What the task asks
Report all lines holding "TypeScript".

Records
+ + + +

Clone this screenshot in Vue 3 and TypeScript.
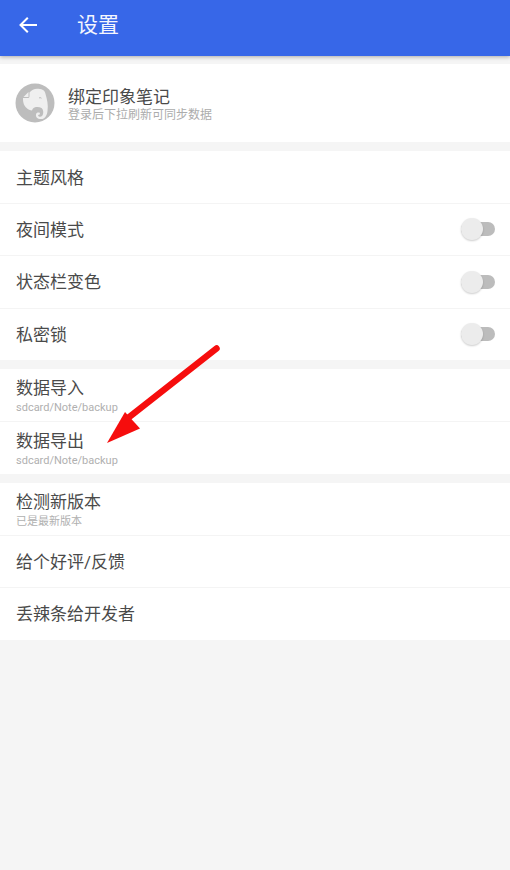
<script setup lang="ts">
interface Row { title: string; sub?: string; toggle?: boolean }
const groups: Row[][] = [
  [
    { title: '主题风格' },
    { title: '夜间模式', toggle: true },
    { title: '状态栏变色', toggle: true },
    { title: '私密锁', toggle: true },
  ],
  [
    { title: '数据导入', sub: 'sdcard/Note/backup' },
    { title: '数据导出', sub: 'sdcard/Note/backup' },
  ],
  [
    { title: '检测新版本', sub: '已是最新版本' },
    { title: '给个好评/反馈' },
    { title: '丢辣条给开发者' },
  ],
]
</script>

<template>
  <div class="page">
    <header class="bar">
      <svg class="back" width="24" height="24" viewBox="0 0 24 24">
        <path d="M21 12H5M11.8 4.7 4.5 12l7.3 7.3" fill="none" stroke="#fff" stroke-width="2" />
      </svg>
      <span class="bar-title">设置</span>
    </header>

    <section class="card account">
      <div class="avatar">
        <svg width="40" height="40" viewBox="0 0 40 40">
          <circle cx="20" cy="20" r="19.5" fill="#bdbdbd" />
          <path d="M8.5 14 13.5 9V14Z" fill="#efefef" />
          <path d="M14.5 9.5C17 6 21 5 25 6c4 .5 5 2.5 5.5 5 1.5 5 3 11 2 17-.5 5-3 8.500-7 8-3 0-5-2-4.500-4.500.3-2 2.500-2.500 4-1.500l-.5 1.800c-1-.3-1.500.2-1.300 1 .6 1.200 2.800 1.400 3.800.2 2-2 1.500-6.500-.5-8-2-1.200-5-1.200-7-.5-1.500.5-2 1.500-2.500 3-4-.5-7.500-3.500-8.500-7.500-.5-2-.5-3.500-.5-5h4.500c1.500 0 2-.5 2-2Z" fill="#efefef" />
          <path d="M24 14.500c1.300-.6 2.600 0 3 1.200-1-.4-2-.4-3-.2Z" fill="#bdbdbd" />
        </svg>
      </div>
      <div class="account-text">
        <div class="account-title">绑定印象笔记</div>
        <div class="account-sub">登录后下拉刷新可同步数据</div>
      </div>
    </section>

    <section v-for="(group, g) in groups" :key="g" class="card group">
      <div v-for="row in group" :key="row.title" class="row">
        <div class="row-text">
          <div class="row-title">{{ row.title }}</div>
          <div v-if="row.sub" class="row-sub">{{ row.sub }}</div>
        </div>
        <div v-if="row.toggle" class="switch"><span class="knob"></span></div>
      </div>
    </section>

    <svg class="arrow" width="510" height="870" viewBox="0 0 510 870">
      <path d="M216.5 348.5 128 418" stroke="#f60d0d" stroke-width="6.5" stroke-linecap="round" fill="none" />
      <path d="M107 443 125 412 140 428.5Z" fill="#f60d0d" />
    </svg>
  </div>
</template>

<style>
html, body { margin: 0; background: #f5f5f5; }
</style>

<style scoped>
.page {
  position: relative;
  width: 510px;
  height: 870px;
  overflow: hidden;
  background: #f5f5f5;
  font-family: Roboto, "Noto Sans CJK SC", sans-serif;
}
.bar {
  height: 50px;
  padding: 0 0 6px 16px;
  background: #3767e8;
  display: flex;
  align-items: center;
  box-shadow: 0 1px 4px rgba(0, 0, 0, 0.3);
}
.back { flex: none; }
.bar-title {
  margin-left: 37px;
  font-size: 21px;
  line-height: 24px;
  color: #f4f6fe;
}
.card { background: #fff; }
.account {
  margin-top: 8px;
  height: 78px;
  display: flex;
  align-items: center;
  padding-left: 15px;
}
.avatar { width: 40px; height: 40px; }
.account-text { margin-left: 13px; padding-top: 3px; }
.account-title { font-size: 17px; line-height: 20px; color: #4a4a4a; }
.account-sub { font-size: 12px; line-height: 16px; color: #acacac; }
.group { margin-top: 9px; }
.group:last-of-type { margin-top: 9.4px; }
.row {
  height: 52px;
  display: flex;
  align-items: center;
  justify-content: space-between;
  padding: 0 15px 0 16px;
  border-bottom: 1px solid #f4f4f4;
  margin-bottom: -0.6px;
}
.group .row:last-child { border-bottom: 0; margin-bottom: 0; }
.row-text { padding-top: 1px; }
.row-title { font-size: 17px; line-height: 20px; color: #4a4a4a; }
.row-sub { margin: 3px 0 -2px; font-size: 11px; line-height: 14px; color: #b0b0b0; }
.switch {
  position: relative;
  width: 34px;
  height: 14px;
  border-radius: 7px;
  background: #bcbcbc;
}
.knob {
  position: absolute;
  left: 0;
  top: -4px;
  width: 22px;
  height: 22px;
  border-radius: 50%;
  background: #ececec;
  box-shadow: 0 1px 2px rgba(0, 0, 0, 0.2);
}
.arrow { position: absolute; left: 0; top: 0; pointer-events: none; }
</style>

+ + + +

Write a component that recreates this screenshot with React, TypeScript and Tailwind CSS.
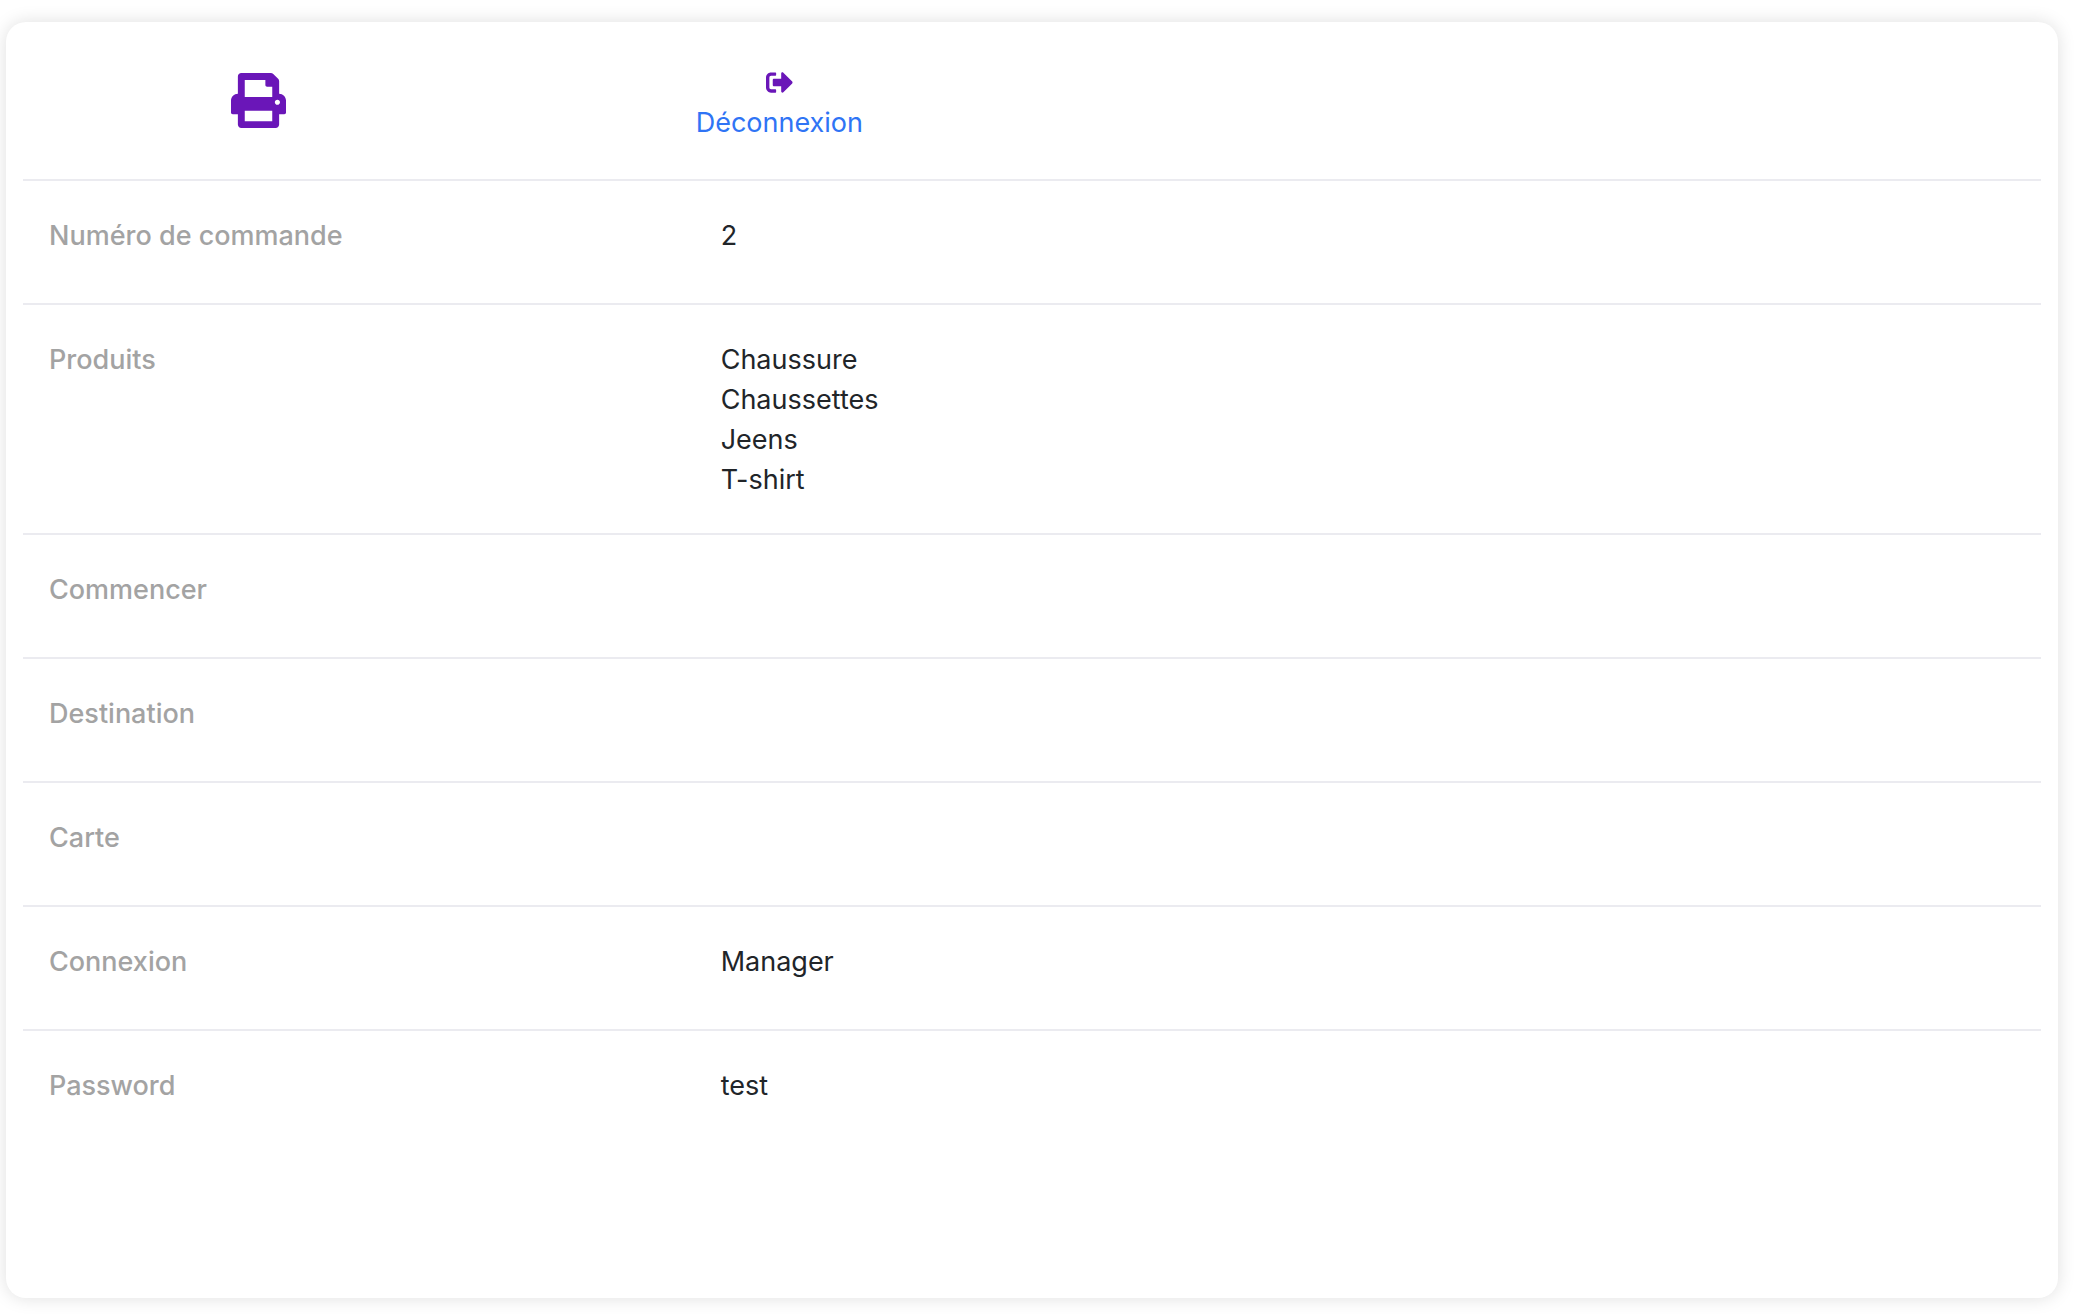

+ + + +

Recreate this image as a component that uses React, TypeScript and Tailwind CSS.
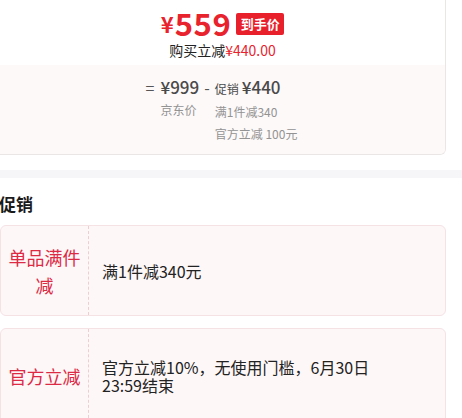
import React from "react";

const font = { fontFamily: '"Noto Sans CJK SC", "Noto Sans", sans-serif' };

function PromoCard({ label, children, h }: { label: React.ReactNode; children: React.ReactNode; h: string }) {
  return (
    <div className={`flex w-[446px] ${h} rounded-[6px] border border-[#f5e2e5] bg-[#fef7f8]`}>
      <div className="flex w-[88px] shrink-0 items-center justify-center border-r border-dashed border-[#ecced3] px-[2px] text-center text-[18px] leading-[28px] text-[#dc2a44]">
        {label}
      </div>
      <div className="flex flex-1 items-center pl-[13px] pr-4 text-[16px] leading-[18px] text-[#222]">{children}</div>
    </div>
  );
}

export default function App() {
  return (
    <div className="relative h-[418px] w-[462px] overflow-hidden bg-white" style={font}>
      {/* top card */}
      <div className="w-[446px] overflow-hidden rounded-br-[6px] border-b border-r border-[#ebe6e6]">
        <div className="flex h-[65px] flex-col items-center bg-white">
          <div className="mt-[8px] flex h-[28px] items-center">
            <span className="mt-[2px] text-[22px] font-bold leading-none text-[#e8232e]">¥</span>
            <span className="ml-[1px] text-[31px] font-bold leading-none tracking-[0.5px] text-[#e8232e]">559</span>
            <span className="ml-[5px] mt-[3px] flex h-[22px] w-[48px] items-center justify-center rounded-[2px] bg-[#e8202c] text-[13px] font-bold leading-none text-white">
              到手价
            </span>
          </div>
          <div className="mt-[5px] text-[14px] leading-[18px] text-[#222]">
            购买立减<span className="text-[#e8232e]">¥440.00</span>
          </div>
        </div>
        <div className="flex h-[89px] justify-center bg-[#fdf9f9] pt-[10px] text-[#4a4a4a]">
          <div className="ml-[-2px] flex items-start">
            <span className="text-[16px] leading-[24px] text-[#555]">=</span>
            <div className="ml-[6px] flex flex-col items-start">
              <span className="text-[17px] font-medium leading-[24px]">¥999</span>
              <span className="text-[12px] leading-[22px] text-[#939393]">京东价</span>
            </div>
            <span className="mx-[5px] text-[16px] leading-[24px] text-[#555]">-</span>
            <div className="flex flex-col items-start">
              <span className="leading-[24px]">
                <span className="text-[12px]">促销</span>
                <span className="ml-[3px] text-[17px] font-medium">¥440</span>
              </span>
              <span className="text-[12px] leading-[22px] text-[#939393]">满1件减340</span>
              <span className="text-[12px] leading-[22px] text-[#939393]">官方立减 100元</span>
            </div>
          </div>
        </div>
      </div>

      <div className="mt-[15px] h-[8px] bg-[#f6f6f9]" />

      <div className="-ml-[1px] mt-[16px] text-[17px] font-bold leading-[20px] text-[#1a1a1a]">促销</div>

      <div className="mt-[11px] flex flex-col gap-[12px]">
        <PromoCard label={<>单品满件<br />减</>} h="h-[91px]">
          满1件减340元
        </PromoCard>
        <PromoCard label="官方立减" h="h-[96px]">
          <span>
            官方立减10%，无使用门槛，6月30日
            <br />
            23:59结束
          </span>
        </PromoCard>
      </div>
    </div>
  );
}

+ + + +

Right answer
Clone this screenshot in Vue 3 and TypeScript.
Write a component that recreates this screenshot with React, TypeScript and Tailwind CSS.
Recreate this image as a component that uses React, TypeScript and Tailwind CSS.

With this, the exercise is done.